What lines of the data hold the string "index"? Pull each one out.

Pages as source code:
▶

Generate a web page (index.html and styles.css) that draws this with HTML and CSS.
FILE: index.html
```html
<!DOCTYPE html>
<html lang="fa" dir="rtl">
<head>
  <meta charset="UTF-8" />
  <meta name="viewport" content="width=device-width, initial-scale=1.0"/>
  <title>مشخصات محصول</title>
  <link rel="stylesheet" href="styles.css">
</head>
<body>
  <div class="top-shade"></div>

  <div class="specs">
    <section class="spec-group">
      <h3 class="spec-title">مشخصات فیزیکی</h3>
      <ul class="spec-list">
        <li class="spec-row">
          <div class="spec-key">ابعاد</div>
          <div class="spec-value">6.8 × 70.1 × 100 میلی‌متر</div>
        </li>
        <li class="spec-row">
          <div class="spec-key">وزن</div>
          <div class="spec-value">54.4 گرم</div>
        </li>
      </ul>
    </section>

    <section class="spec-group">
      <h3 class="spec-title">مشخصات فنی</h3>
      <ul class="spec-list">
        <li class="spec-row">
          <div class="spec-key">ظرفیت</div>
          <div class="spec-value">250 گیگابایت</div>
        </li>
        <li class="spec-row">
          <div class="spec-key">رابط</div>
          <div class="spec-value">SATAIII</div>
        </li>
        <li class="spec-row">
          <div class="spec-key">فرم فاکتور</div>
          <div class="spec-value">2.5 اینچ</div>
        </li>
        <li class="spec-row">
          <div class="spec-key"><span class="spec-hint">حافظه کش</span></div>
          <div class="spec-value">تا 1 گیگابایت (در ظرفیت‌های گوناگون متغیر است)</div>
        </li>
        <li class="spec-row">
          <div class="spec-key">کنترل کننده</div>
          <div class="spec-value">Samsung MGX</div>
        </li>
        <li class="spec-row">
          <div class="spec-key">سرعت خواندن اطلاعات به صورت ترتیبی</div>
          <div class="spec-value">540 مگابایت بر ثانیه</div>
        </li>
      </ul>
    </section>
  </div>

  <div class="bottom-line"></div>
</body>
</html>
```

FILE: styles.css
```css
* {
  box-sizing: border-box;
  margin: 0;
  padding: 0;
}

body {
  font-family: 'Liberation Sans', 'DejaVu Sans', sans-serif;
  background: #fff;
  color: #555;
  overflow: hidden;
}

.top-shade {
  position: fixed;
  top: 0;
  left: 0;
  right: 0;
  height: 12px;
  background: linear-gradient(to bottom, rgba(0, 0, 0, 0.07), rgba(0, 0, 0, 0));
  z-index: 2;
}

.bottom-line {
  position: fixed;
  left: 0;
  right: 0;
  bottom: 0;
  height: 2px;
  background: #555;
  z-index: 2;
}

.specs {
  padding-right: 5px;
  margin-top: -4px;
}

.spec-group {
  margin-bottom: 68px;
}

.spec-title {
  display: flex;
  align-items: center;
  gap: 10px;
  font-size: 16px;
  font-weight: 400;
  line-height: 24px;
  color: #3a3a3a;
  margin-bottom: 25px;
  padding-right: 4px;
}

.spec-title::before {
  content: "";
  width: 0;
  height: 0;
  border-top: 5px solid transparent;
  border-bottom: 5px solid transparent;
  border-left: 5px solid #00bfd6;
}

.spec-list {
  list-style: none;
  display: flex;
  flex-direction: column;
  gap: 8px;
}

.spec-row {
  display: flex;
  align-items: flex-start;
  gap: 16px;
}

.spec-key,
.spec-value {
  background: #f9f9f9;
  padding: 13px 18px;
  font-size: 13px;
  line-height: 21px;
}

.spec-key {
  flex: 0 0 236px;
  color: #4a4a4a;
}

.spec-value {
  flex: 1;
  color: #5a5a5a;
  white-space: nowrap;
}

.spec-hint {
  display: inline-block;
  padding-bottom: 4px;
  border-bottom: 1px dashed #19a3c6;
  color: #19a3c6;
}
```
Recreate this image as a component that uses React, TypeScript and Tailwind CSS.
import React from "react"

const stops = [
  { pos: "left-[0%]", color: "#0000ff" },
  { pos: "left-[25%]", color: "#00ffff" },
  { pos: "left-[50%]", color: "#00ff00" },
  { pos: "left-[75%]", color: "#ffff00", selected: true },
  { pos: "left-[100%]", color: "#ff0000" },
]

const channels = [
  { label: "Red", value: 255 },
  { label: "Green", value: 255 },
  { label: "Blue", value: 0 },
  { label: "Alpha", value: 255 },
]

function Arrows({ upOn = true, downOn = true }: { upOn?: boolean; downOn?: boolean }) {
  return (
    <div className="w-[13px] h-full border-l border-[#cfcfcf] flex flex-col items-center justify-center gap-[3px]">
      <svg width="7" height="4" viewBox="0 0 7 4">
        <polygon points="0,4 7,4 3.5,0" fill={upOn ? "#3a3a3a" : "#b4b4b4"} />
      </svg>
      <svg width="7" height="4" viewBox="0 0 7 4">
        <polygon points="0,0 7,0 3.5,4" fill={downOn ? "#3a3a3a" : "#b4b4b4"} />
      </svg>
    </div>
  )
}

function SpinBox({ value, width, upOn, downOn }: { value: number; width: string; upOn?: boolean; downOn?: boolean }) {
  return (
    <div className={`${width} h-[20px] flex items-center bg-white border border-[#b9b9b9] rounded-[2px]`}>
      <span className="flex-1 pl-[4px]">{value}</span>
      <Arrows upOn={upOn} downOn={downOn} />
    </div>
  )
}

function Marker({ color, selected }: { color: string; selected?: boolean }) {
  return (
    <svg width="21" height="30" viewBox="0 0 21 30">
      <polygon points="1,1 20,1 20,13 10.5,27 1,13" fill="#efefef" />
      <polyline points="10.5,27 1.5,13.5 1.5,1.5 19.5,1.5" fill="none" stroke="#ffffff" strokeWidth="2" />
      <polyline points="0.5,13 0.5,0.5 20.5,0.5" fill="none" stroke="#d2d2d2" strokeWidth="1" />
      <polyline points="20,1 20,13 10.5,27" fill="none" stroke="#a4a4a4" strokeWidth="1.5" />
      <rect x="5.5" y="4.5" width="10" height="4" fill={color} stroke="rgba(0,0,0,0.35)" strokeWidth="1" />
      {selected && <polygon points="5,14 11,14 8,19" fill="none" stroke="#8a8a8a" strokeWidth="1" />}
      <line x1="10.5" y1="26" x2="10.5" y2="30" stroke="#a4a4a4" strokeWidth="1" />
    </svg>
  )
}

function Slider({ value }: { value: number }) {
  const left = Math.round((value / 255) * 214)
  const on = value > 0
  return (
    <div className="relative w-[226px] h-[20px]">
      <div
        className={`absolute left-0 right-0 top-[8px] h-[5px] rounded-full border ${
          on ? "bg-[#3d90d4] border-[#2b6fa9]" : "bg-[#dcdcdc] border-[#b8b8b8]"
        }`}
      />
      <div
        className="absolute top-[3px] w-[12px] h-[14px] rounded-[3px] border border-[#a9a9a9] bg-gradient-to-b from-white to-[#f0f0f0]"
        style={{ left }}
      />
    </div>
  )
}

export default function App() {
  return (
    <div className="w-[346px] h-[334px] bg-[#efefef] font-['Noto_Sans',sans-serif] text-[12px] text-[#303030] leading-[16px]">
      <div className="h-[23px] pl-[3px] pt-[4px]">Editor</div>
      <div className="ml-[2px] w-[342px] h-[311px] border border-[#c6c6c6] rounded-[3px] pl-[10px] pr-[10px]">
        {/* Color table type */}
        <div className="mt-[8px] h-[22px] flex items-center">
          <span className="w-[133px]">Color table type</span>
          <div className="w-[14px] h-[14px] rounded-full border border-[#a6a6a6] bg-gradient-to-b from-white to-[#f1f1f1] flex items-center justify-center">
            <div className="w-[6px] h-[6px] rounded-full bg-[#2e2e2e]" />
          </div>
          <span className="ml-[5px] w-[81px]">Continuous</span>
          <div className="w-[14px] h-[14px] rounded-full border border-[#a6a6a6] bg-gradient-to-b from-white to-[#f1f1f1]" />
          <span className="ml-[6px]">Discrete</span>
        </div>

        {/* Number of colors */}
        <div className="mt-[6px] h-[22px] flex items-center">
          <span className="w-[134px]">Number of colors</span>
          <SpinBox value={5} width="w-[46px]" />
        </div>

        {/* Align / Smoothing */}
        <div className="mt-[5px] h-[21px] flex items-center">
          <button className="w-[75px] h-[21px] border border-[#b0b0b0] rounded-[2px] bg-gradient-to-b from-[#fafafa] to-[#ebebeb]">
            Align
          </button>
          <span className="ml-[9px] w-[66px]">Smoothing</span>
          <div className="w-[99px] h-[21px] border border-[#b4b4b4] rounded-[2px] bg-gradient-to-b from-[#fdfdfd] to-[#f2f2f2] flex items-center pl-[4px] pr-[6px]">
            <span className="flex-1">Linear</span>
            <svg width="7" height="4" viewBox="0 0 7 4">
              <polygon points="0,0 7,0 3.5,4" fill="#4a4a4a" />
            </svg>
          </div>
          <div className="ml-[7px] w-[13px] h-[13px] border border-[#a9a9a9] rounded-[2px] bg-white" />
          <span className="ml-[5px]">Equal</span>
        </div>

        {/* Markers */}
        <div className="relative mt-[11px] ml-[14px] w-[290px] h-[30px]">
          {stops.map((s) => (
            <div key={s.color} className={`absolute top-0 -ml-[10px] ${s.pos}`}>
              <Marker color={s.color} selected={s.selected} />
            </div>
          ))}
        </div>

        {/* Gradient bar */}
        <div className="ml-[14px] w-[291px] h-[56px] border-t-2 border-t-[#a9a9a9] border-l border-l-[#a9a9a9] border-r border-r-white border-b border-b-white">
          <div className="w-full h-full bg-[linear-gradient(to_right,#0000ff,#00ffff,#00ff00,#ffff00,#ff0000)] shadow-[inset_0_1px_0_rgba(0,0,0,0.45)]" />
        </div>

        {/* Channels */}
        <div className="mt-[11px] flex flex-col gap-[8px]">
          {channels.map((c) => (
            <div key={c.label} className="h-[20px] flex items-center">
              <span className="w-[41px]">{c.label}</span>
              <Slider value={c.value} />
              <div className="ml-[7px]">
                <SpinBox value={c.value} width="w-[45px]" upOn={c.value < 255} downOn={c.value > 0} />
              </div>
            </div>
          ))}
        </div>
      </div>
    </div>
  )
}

◀

- [Output below]
Generate a web page (index.html and styles.css) that draws this with HTML and CSS.
FILE: index.html
  z-index: 2;
  z-index: 2;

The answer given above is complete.